begin

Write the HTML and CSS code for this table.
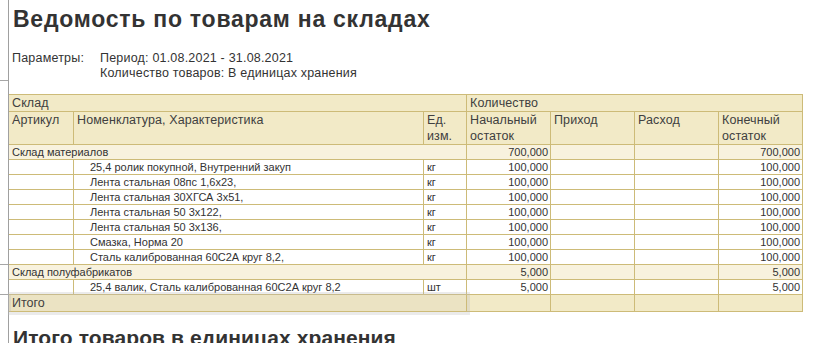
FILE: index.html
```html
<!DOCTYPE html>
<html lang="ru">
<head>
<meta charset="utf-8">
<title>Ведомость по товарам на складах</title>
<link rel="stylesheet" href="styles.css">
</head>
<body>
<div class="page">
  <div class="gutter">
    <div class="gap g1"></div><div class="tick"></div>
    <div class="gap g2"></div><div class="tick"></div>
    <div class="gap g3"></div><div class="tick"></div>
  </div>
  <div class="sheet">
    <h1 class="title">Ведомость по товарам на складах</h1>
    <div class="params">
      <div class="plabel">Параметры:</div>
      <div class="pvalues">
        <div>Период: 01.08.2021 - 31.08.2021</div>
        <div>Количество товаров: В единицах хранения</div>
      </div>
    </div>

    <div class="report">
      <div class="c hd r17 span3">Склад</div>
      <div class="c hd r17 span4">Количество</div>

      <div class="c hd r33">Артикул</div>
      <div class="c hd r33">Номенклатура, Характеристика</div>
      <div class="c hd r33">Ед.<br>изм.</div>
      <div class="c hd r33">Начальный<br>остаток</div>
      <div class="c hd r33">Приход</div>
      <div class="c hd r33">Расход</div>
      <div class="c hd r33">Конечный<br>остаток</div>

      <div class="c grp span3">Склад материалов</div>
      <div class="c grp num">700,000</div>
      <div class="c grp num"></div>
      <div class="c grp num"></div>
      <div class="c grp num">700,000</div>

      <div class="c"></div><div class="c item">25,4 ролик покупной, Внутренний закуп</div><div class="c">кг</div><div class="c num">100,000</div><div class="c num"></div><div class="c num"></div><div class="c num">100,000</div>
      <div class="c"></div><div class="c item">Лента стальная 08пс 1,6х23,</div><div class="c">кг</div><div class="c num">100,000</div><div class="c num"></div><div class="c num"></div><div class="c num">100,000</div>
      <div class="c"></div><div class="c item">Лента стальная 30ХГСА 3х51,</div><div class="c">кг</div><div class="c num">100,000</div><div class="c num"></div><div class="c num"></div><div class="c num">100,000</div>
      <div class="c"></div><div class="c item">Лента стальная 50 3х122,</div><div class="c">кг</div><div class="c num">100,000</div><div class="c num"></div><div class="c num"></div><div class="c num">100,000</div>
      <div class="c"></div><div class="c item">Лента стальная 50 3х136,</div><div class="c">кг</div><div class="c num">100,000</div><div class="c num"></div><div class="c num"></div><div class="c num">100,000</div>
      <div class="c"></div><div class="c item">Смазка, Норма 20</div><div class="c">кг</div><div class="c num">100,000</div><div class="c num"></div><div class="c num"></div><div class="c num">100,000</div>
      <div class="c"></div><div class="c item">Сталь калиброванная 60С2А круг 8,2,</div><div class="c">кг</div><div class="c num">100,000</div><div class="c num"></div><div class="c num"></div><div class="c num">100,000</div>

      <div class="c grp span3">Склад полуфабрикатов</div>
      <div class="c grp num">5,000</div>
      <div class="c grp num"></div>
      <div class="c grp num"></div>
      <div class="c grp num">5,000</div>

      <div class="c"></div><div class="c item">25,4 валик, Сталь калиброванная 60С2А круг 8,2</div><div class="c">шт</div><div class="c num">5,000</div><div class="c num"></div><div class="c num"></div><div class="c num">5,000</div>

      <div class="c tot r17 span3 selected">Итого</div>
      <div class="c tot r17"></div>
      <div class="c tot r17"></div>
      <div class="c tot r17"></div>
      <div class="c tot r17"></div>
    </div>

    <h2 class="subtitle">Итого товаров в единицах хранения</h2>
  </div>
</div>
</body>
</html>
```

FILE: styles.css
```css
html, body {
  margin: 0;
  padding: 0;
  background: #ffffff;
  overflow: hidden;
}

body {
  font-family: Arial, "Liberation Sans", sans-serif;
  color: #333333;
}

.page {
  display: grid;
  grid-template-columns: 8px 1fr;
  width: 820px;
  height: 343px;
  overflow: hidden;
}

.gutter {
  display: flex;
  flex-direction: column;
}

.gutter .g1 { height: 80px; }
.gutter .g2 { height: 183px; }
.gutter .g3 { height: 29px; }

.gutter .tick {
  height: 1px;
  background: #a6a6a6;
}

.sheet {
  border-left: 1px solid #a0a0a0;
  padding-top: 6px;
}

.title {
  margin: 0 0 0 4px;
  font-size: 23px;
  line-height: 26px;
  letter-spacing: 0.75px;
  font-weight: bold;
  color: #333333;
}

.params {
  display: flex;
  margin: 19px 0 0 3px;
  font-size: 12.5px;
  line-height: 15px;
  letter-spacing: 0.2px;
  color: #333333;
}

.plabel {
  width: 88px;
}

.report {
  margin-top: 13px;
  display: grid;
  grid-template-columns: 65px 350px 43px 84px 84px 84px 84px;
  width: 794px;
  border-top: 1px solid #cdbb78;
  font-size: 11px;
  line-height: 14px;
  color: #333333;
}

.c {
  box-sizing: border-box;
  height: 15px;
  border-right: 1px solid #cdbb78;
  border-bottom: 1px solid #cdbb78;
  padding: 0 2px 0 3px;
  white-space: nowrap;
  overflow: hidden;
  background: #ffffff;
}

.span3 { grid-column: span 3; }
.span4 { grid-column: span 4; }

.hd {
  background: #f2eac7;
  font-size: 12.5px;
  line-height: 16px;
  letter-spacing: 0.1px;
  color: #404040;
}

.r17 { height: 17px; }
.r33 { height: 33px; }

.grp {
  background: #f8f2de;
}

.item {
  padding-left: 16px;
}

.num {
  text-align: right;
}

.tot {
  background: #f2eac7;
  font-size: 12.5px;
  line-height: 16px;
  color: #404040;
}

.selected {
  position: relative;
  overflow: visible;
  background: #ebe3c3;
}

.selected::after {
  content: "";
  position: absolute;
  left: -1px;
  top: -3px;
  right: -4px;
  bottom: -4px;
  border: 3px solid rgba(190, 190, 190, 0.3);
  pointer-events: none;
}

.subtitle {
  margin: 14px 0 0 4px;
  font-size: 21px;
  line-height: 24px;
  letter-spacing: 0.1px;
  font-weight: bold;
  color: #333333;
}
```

end

What needs to be done — Each line above is to be copied verbatim. Drop any image from the copy.

Response to this exercise —
Write the HTML and CSS code for this table.
FILE: index.html
```html
<!DOCTYPE html>
<html lang="ru">
<head>
<meta charset="utf-8">
<title>Ведомость по товарам на складах</title>
<link rel="stylesheet" href="styles.css">
</head>
<body>
<div class="page">
  <div class="gutter">
    <div class="gap g1"></div><div class="tick"></div>
    <div class="gap g2"></div><div class="tick"></div>
    <div class="gap g3"></div><div class="tick"></div>
  </div>
  <div class="sheet">
    <h1 class="title">Ведомость по товарам на складах</h1>
    <div class="params">
      <div class="plabel">Параметры:</div>
      <div class="pvalues">
        <div>Период: 01.08.2021 - 31.08.2021</div>
        <div>Количество товаров: В единицах хранения</div>
      </div>
    </div>

    <div class="report">
      <div class="c hd r17 span3">Склад</div>
      <div class="c hd r17 span4">Количество</div>

      <div class="c hd r33">Артикул</div>
      <div class="c hd r33">Номенклатура, Характеристика</div>
      <div class="c hd r33">Ед.<br>изм.</div>
      <div class="c hd r33">Начальный<br>остаток</div>
      <div class="c hd r33">Приход</div>
      <div class="c hd r33">Расход</div>
      <div class="c hd r33">Конечный<br>остаток</div>

      <div class="c grp span3">Склад материалов</div>
      <div class="c grp num">700,000</div>
      <div class="c grp num"></div>
      <div class="c grp num"></div>
      <div class="c grp num">700,000</div>

      <div class="c"></div><div class="c item">25,4 ролик покупной, Внутренний закуп</div><div class="c">кг</div><div class="c num">100,000</div><div class="c num"></div><div class="c num"></div><div class="c num">100,000</div>
      <div class="c"></div><div class="c item">Лента стальная 08пс 1,6х23,</div><div class="c">кг</div><div class="c num">100,000</div><div class="c num"></div><div class="c num"></div><div class="c num">100,000</div>
      <div class="c"></div><div class="c item">Лента стальная 30ХГСА 3х51,</div><div class="c">кг</div><div class="c num">100,000</div><div class="c num"></div><div class="c num"></div><div class="c num">100,000</div>
      <div class="c"></div><div class="c item">Лента стальная 50 3х122,</div><div class="c">кг</div><div class="c num">100,000</div><div class="c num"></div><div class="c num"></div><div class="c num">100,000</div>
      <div class="c"></div><div class="c item">Лента стальная 50 3х136,</div><div class="c">кг</div><div class="c num">100,000</div><div class="c num"></div><div class="c num"></div><div class="c num">100,000</div>
      <div class="c"></div><div class="c item">Смазка, Норма 20</div><div class="c">кг</div><div class="c num">100,000</div><div class="c num"></div><div class="c num"></div><div class="c num">100,000</div>
      <div class="c"></div><div class="c item">Сталь калиброванная 60С2А круг 8,2,</div><div class="c">кг</div><div class="c num">100,000</div><div class="c num"></div><div class="c num"></div><div class="c num">100,000</div>

      <div class="c grp span3">Склад полуфабрикатов</div>
      <div class="c grp num">5,000</div>
      <div class="c grp num"></div>
      <div class="c grp num"></div>
      <div class="c grp num">5,000</div>

      <div class="c"></div><div class="c item">25,4 валик, Сталь калиброванная 60С2А круг 8,2</div><div class="c">шт</div><div class="c num">5,000</div><div class="c num"></div><div class="c num"></div><div class="c num">5,000</div>

      <div class="c tot r17 span3 selected">Итого</div>
      <div class="c tot r17"></div>
      <div class="c tot r17"></div>
      <div class="c tot r17"></div>
      <div class="c tot r17"></div>
    </div>

    <h2 class="subtitle">Итого товаров в единицах хранения</h2>
  </div>
</div>
</body>
</html>
```

FILE: styles.css
```css
html, body {
  margin: 0;
  padding: 0;
  background: #ffffff;
  overflow: hidden;
}

body {
  font-family: Arial, "Liberation Sans", sans-serif;
  color: #333333;
}

.page {
  display: grid;
  grid-template-columns: 8px 1fr;
  width: 820px;
  height: 343px;
  overflow: hidden;
}

.gutter {
  display: flex;
  flex-direction: column;
}

.gutter .g1 { height: 80px; }
.gutter .g2 { height: 183px; }
.gutter .g3 { height: 29px; }

.gutter .tick {
  height: 1px;
  background: #a6a6a6;
}

.sheet {
  border-left: 1px solid #a0a0a0;
  padding-top: 6px;
}

.title {
  margin: 0 0 0 4px;
  font-size: 23px;
  line-height: 26px;
  letter-spacing: 0.75px;
  font-weight: bold;
  color: #333333;
}

.params {
  display: flex;
  margin: 19px 0 0 3px;
  font-size: 12.5px;
  line-height: 15px;
  letter-spacing: 0.2px;
  color: #333333;
}

.plabel {
  width: 88px;
}

.report {
  margin-top: 13px;
  display: grid;
  grid-template-columns: 65px 350px 43px 84px 84px 84px 84px;
  width: 794px;
  border-top: 1px solid #cdbb78;
  font-size: 11px;
  line-height: 14px;
  color: #333333;
}

.c {
  box-sizing: border-box;
  height: 15px;
  border-right: 1px solid #cdbb78;
  border-bottom: 1px solid #cdbb78;
  padding: 0 2px 0 3px;
  white-space: nowrap;
  overflow: hidden;
  background: #ffffff;
}

.span3 { grid-column: span 3; }
.span4 { grid-column: span 4; }

.hd {
  background: #f2eac7;
  font-size: 12.5px;
  line-height: 16px;
  letter-spacing: 0.1px;
  color: #404040;
}

.r17 { height: 17px; }
.r33 { height: 33px; }

.grp {
  background: #f8f2de;
}

.item {
  padding-left: 16px;
}

.num {
  text-align: right;
}

.tot {
  background: #f2eac7;
  font-size: 12.5px;
  line-height: 16px;
  color: #404040;
}

.selected {
  position: relative;
  overflow: visible;
  background: #ebe3c3;
}

.selected::after {
  content: "";
  position: absolute;
  left: -1px;
  top: -3px;
  right: -4px;
  bottom: -4px;
  border: 3px solid rgba(190, 190, 190, 0.3);
  pointer-events: none;
}

.subtitle {
  margin: 14px 0 0 4px;
  font-size: 21px;
  line-height: 24px;
  letter-spacing: 0.1px;
  font-weight: bold;
  color: #333333;
}
```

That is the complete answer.